---------- COLLECTED MATERIAL ----------

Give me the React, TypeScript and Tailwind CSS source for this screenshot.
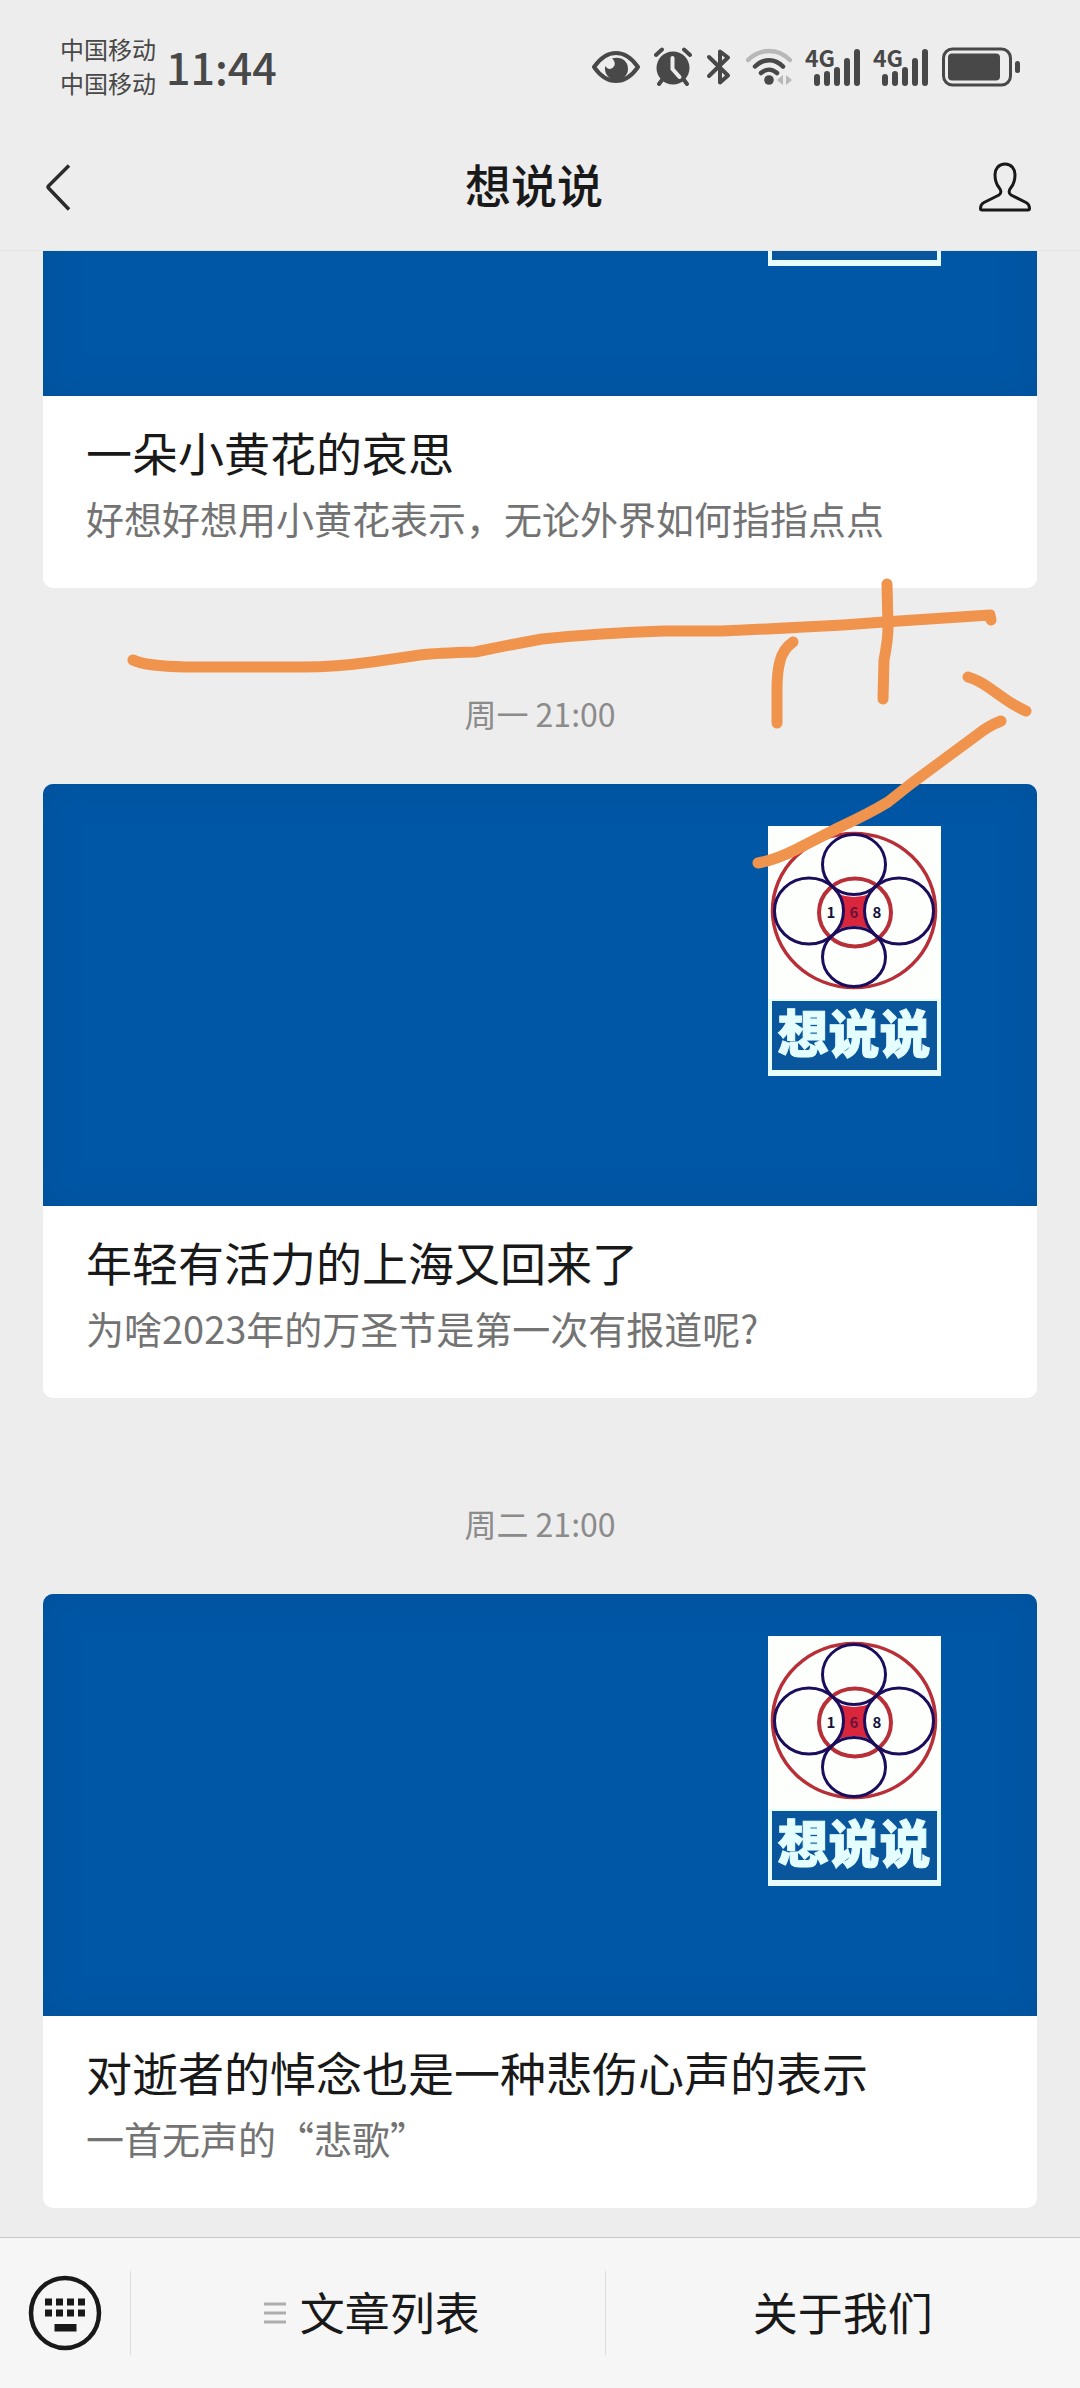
import React from "react";

type Post = { id: string; time?: string; title: string; summary: string };

const posts: Post[] = [
  { id: "p1", title: "一朵小黄花的哀思", summary: "好想好想用小黄花表示，无论外界如何指指点点" },
  { id: "p2", time: "周一 21:00", title: "年轻有活力的上海又回来了", summary: "为啥2023年的万圣节是第一次有报道呢?" },
  { id: "p3", time: "周二 21:00", title: "对逝者的悼念也是一种悲伤心声的表示", summary: "一首无声的“悲歌”" },
];

function EyeIcon() {
  return (
    <svg width="48" height="40" viewBox="0 0 48 40" fill="none" aria-hidden="true">
      <path d="M2 20C9 10 16 6 24 6s15 4 22 14c-7 10-14 14-22 14S9 30 2 20Z" stroke="#484848" strokeWidth="4" strokeLinejoin="round" />
      <path d="M20 11.500c9-2.500 16 2.500 16 10.500 0 6-5 11-11 11-7 0-12-5-12-11 0-1 0-2 .5-3 1.500 3 4 3.500 6 2.500 4-2 4.500-6.500.5-10Z" fill="#484848" />
    </svg>
  );
}

function AlarmIcon() {
  return (
    <svg width="38" height="40" viewBox="0 0 38 40" fill="none" aria-hidden="true">
      <circle cx="19" cy="21" r="16.500" fill="#484848" />
      <path d="M2 8l6-5.500M36 8l-6-5.500M8 33l-3 4M30 33l3 4" stroke="#484848" strokeWidth="4" strokeLinecap="round" />
      <path d="M18.500 11v11l7 8" stroke="#ededed" strokeWidth="4" strokeLinecap="round" />
    </svg>
  );
}

function BluetoothIcon() {
  return (
    <svg width="26" height="40" viewBox="0 0 26 40" fill="none" aria-hidden="true">
      <path d="M3 10l19 18.500-8 7V4.500l8 6L3 29" stroke="#484848" strokeWidth="4" strokeLinecap="round" strokeLinejoin="round" />
    </svg>
  );
}

function WifiIcon() {
  return (
    <svg width="46" height="40" viewBox="0 0 46 40" fill="none" strokeLinecap="round" aria-hidden="true">
      <path d="M2 13c12-12 30-12 42 0" stroke="#b8b8b8" strokeWidth="4.500" />
      <path d="M9 19.500c8.500-8.500 20-8.500 28 0" stroke="#484848" strokeWidth="4.500" />
      <path d="M15 26c5-4.500 11-4.500 16 0" stroke="#484848" strokeWidth="4.500" />
      <circle cx="23" cy="33" r="4.800" fill="#484848" />
      <path d="M37 28v10l-6-5zM40 28v10l6-5z" fill="#b8b8b8" />
    </svg>
  );
}

function SignalIcon() {
  return (
    <svg width="54" height="40" viewBox="0 0 54 40" fill="none" className="overflow-visible" aria-label="4G">
      <text x="-1" y="20" fontSize="23" fontWeight="700" fill="#484848" fontFamily="'Noto Sans CJK SC', sans-serif">4G</text>
      <path d="M11 30v6M21 27v9M31 23v13M41 14v22M51 5v31" stroke="#484848" strokeWidth="6" strokeLinecap="round" />
    </svg>
  );
}

function BatteryIcon() {
  return (
    <svg width="78" height="40" viewBox="0 0 78 40" fill="none" aria-hidden="true">
      <rect x="1.500" y="2" width="67" height="36" rx="9" stroke="#484848" strokeWidth="3" />
      <rect x="6" y="6.500" width="52" height="27" rx="4" fill="#484848" />
      <rect x="73" y="14" width="5" height="12" rx="2.500" fill="#484848" />
    </svg>
  );
}

function StatusBar() {
  return (
    <div className="flex h-[132px] items-center justify-between pl-[60px] pr-[60px] text-[#484848]">
      <div className="flex items-center gap-[10px]">
        <div className="flex flex-col text-[24px] leading-[34px]">
          <span>中国移动</span>
          <span>中国移动</span>
        </div>
        <span className="text-[43px] font-medium leading-[60px]">11:44</span>
      </div>
      <div className="flex items-center gap-[14px] pt-0.5">
        <EyeIcon />
        <AlarmIcon />
        <BluetoothIcon />
        <WifiIcon />
        <SignalIcon />
        <SignalIcon />
        <BatteryIcon />
      </div>
    </div>
  );
}

function TitleBar() {
  return (
    <div className="grid h-[118px] grid-cols-3 items-center pb-2 pl-9 pr-12">
      <button type="button" aria-label="返回" className="justify-self-start pl-2">
        <svg width="28" height="48" viewBox="0 0 28 48" fill="none" stroke="#2b2b2b" strokeWidth="3.500">
          <path d="M25 2.500L4.500 23q-1 1 0 2L25 46.500" />
        </svg>
      </button>
      <h1 className="pb-2 text-center text-[46px] font-medium leading-[60px] text-[#191919]">想说说</h1>
      <button type="button" aria-label="公众号主页" className="justify-self-end">
        <svg width="54" height="52" viewBox="4 0 54 52" fill="none" stroke="#191919" strokeWidth="3" strokeLinejoin="round">
          <path d="M31 3c-6.500 0-10 5-10 10.500 0 6 1 9.500 4 13 2.500 3 2.500 6 0 7.500L10 41.500C7 43 6.500 45 6.500 47.500q0 1.500 1.500 1.500h46q1.500 0 1.500-1.500c0-2.500-.5-4.500-3.500-6L37 34c-2.500-1.500-2.500-4.500 0-7.500 3-3.500 4-7 4-13C41 8 37.500 3 31 3Z" />
        </svg>
      </button>
    </div>
  );
}

function Logo() {
  return (
    <svg viewBox="0 0 173 250" className="h-auto w-full" fill="none" fontFamily="'Noto Sans CJK SC', sans-serif" aria-label="想说说">
      <rect width="173" height="250" fill="#fdfffd" />
      <rect y="173" width="173" height="77" fill="#e6fcff" />
      <rect x="4" y="175" width="165" height="69" fill="#0a569d" />
      <path d="M70 68q16 6 32 0-10 17-1 35-15-6-30 0 9-18-1-35Z" fill="#d9263c" />
      <ellipse cx="86" cy="84.500" rx="81.500" ry="77" stroke="#b82f38" strokeWidth="3.500" />
      <ellipse cx="87" cy="86.500" rx="36" ry="34" stroke="#b82f38" strokeWidth="4" />
      <g stroke="#1c0d5c" strokeWidth="3">
        <ellipse cx="86" cy="38.500" rx="31.500" ry="30" />
        <ellipse cx="86" cy="131" rx="31.500" ry="29.500" />
        <ellipse cx="41" cy="85" rx="34.500" ry="33" />
        <ellipse cx="131" cy="85" rx="34.500" ry="33" />
      </g>
      <g fontSize="15" fontWeight="700" textAnchor="middle" fill="#14143c">
        <text x="63" y="92">1</text>
        <text x="86" y="92" fill="#6b1238">6</text>
        <text x="109" y="92">8</text>
      </g>
      <text x="86" y="227" fontSize="51" fontWeight="900" textAnchor="middle" fill="#e4fdff" stroke="#e4fdff" strokeWidth="1">想说说</text>
    </svg>
  );
}

function PenMarks() {
  return (
    <svg
      viewBox="0 560 1080 340"
      className="pointer-events-none absolute inset-x-0 -top-7 z-10 w-full"
      fill="none"
      stroke="#f0934d"
      strokeWidth="11"
      strokeLinecap="round"
      strokeLinejoin="round"
      aria-hidden="true"
    >
      <path d="M133 660Q145 666 186 667H303Q335 667 372 662L420 655Q437 653 475 652L510 645 542 639Q600 633 664 631H722Q790 628 843 625L884 622 990 615 991 620" />
      <path d="M793 642Q783 649 780 661 777 672 777 690V723" />
      <path d="M887 584L888 627Q888 640 884 660L883 699" />
      <path d="M968 677Q978 680 988 687L1005 699 Q1015 706 1026 711" />
      <path d="M1001 721Q988 726 977 735L912 783 888 802Q870 813 840 827L795 850Q775 860 758 863" />
    </svg>
  );
}

function PostItem({ post, marked }: { post: Post; marked: boolean }) {
  return (
    <section className="relative shrink-0">
      {post.time && (
        <p className="px-4 pb-[47px] pt-[101px] text-center text-[32px] leading-[48px] text-[#8b8b8b]">{post.time}</p>
      )}
      <a href="#" className="mx-[43px] block overflow-hidden rounded-[10px] bg-white">
        <div className="flex h-[422px] items-start justify-end bg-[#0057a5] pr-24 pt-[42px] shadow-[inset_0_0_32px_#00509a]">
          <div className="w-[173px]">
            <Logo />
          </div>
        </div>
        <div className="flex h-[192px] flex-col px-[43px] pt-[22px]">
          <h2 className="text-[46px] leading-[66px] text-[#191919]">{post.title}</h2>
          <p className="text-[38px] leading-[68px] text-[#737373]">{post.summary}</p>
        </div>
      </a>
      {marked && <PenMarks />}
    </section>
  );
}

function BottomBar() {
  return (
    <nav className="flex h-[151px] shrink-0 items-center border-t border-[#c8c8c8] bg-[#f6f6f6] text-[45px] leading-[64px] text-[#191919]">
      <button type="button" aria-label="键盘" className="flex h-[84px] w-[131px] items-center justify-center border-r border-[#dcdcdc]">
        <svg width="74" height="76" viewBox="0 0 74 76" fill="#191919">
          <ellipse cx="37" cy="38" rx="34" ry="35" fill="none" stroke="#191919" strokeWidth="4.500" />
          <path d="M17 23.500h7v7h-7zM28 23.500h7v7h-7zM39 23.500h7v7h-7zM50 23.500h7v7h-7zM17 34.500h7v7h-7zM28 34.500h7v7h-7zM39 34.500h7v7h-7zM50 34.500h7v7h-7zM26.500 49h22v7.500h-22z" />
        </svg>
      </button>
      <div className="grid flex-1 grid-cols-2">
        <button type="button" className="flex h-[84px] items-center justify-center gap-3.5 border-r border-[#dcdcdc] pl-2">
          <svg width="22" height="22" viewBox="0 0 22 22" stroke="#adadad" strokeWidth="3" aria-hidden="true">
            <path d="M0 2h22M0 11h22M0 20h22" />
          </svg>
          <span className="pb-0.5">文章列表</span>
        </button>
        <button type="button" className="flex h-[84px] items-center justify-center pb-0.5">关于我们</button>
      </div>
    </nav>
  );
}

export default function App() {
  return (
    <div lang="zh-CN" className="flex h-screen flex-col bg-[#ededed] font-['Noto_Sans_CJK_SC',sans-serif]">
      <header className="shrink-0 border-b border-[#e4e4e4]">
        <StatusBar />
        <TitleBar />
      </header>
      <main className="flex min-h-0 flex-1 flex-col justify-end overflow-hidden pb-[29px]">
        {posts.map((post) => (
          <PostItem key={post.id} post={post} marked={post.id === "p2"} />
        ))}
      </main>
      <BottomBar />
    </div>
  );
}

----------

EXERCISE INSTRUCTIONS
Find the lines that include the string "React", then copy each of them.

SOLUTION FOR THIS EXERCISE
Give me the React, TypeScript and Tailwind CSS source for this screenshot.
import React from "react";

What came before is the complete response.